I'll be visiting relatives in Lincoln during the holidays and was wondering if anyone knows any good routes in this area?


----------



## RedRex (Oct 24, 2004)

dudamas1 said:


> I'll be visiting relatives in Lincoln during the holidays and was wondering if anyone knows any good routes in this area?


The Sacramento Wheelmen have 4-5 rides each week, usually at least one or two start near the area you will be visiting. Check www.sacwheelmen.org/.....Rides......December/January. Quite a few begin in Loomis, close to Lincoln.

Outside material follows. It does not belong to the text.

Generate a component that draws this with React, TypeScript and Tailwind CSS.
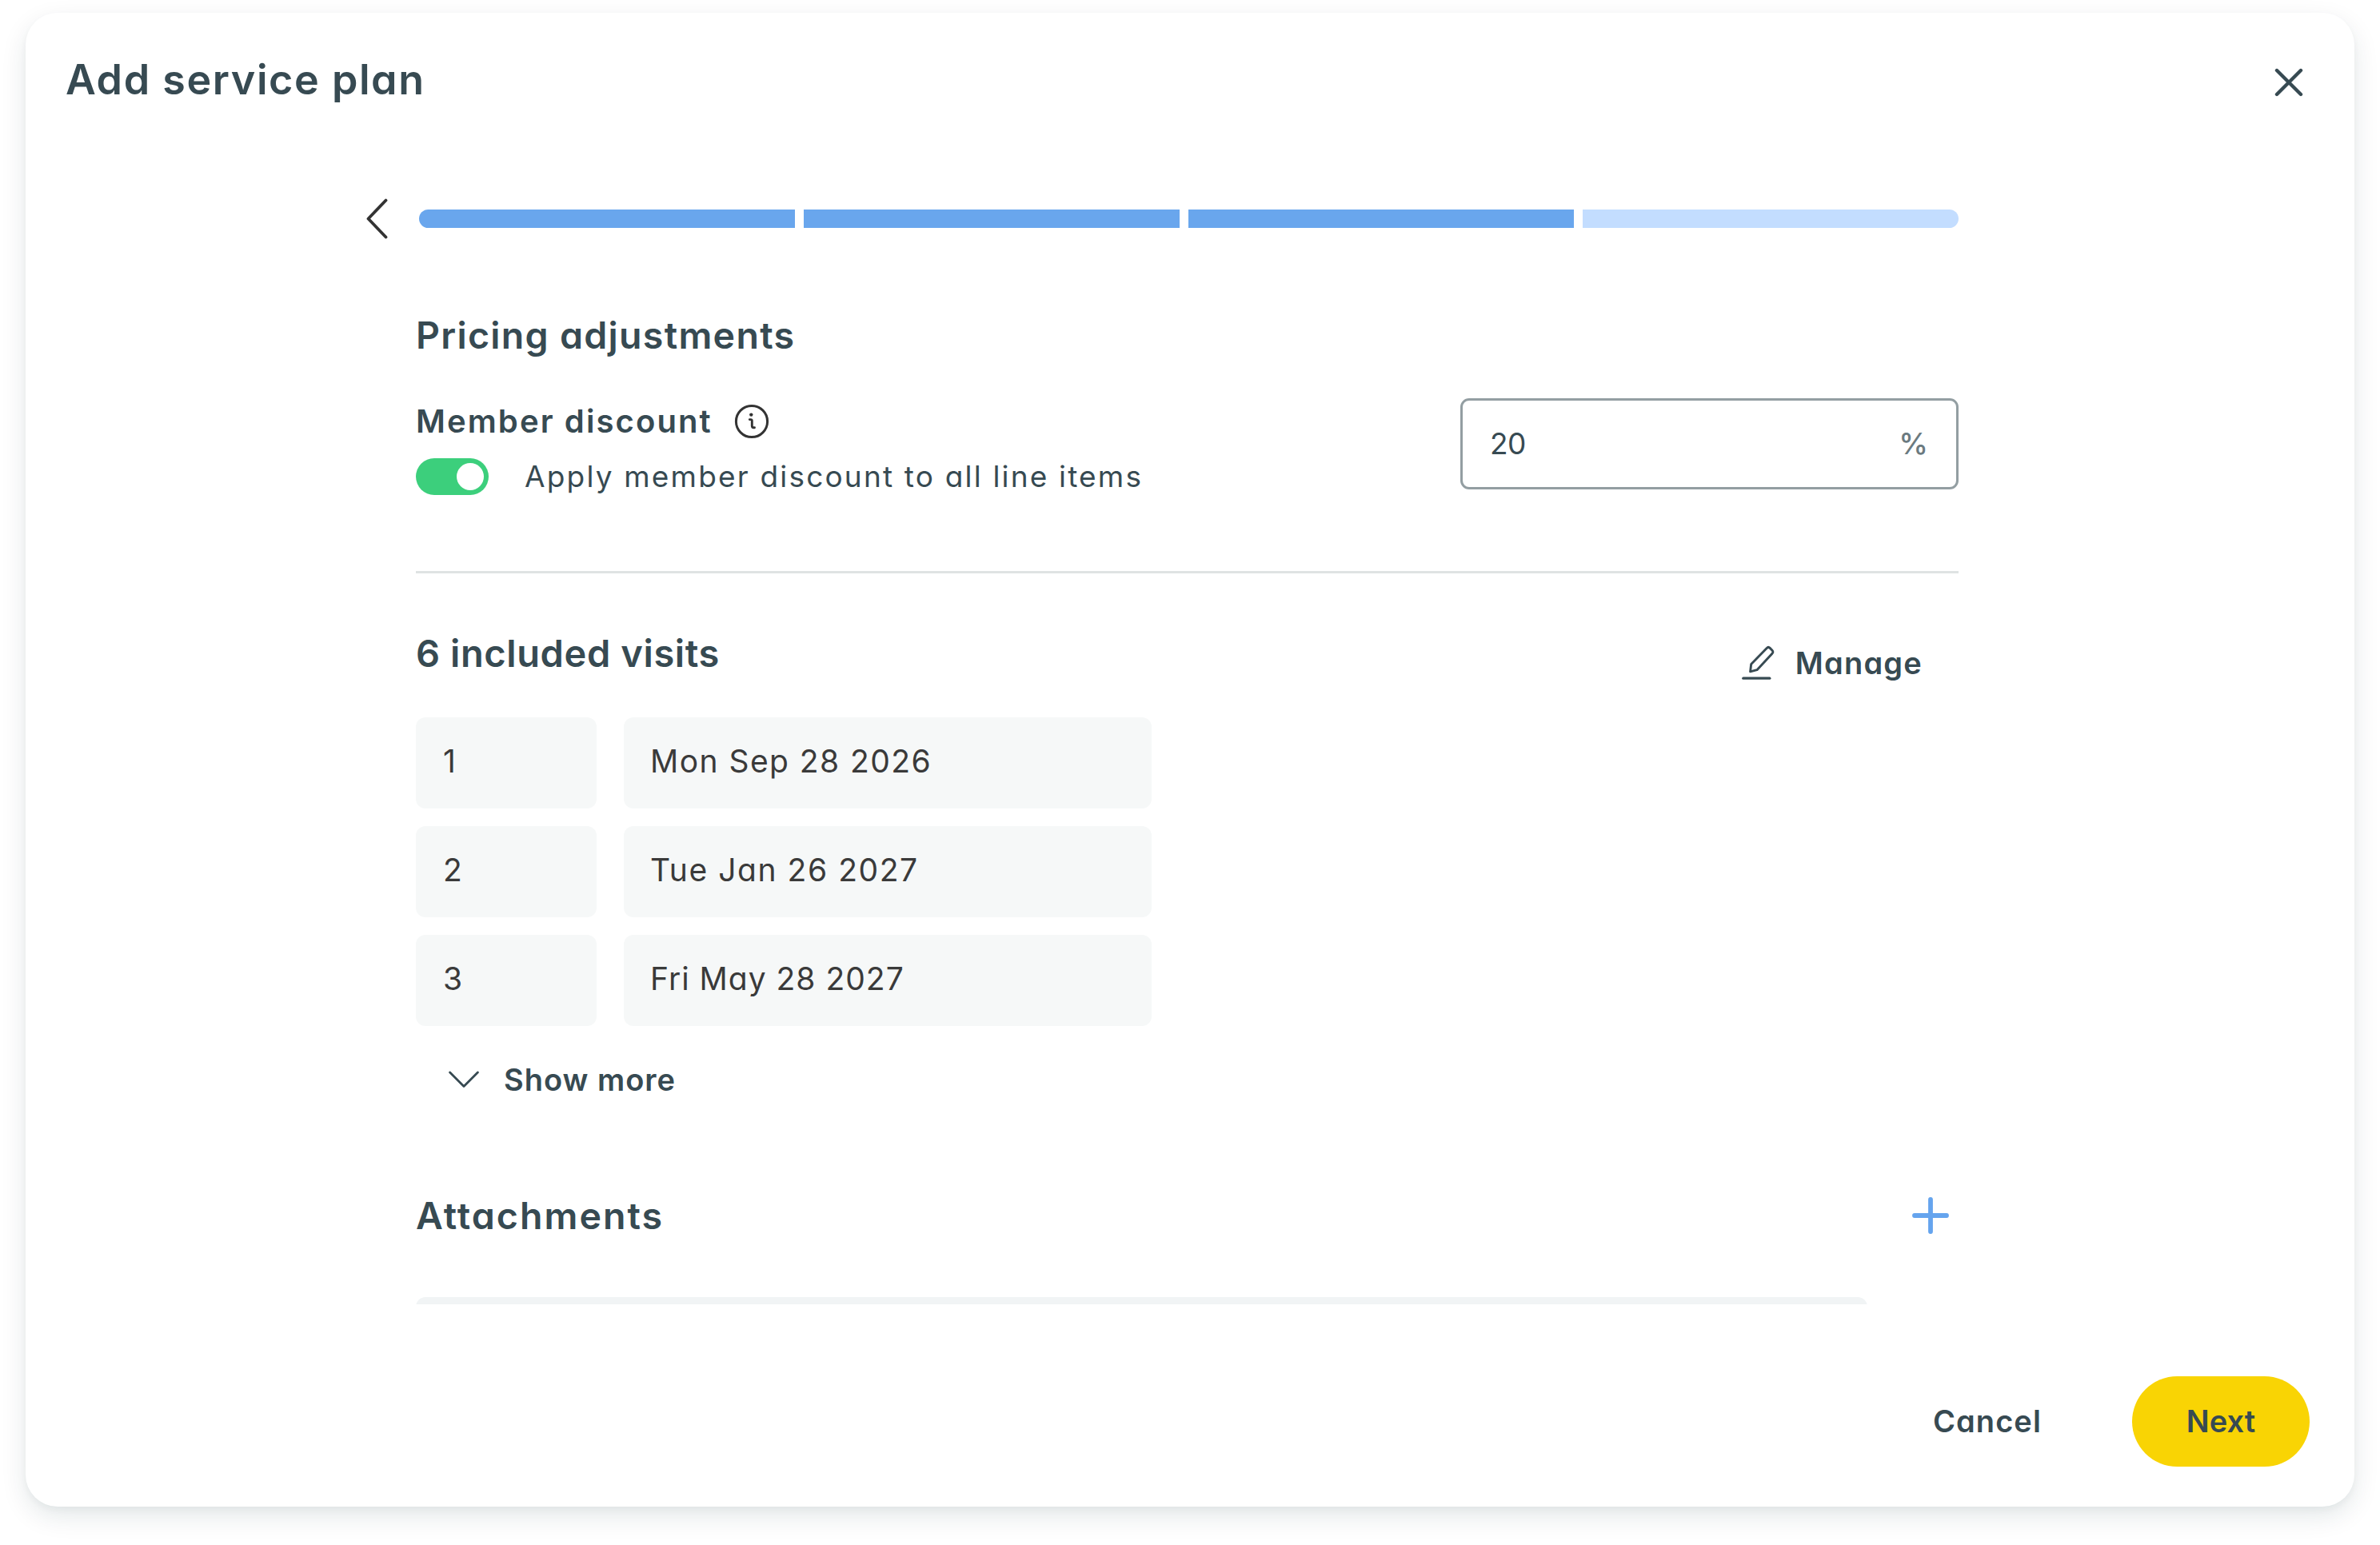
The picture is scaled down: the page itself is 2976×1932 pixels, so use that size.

Guests are not only welcome but encouraged. 

RR


----------



## bikenerd (Jan 22, 2004)

Some friends and I will riding Saturday, Jan. 1 out of Lincoln. We'll probably meet at Beerman's around 9:00 and do 50 - 70 miles. Join us if you're not too hungover.


----------



## Roger___ (Apr 8, 2004)

*Depends on how much you're looking for*

I live in rural Auburn and ride the farm roads between there and Lincoln regularly. You can do a number of loops etc. from Lincoln up into Auburn via back roads. Here's a basic loop on quiet roads for the most part, that's about 4 miles or so. There's a ton of other roads though, so I'd suggest hooking up with that group that posted if possible.

From center of Lincoln head North over to McCourtney road, take Mccourtney a couple miles to Big Ben on your right. 
Follow Big Ben, it'll turn into Garden Bar, than Mt. Pleasent, and dead end at Mt Vernon. Follow Mt. Vernon all the way into Auburn. 
You can ride around Auburn and as long as you gradually work your way South you'll hit Auburn Folsom. 
Follow Auburn Folsom down and out of the town of Auburn for several miles. 
Keep an eye out on the right for Rock Springs road. 
Follow Rock Springs road all the way to Taylor road (the road will drop under the freeway and than climb up for about a half mile). 
Go straight through the stop sign, you are now on English Colony. Follow English Colony until it dead ends into Sierra College (Note: English Colony veers Sharply to the right where you come to what appears to be a fork in the road). 
Go right on Sierra College and follow until it dead ends. 
Go left on hwy 193 and you'll be a mile or so from downtown Lincoln.


----------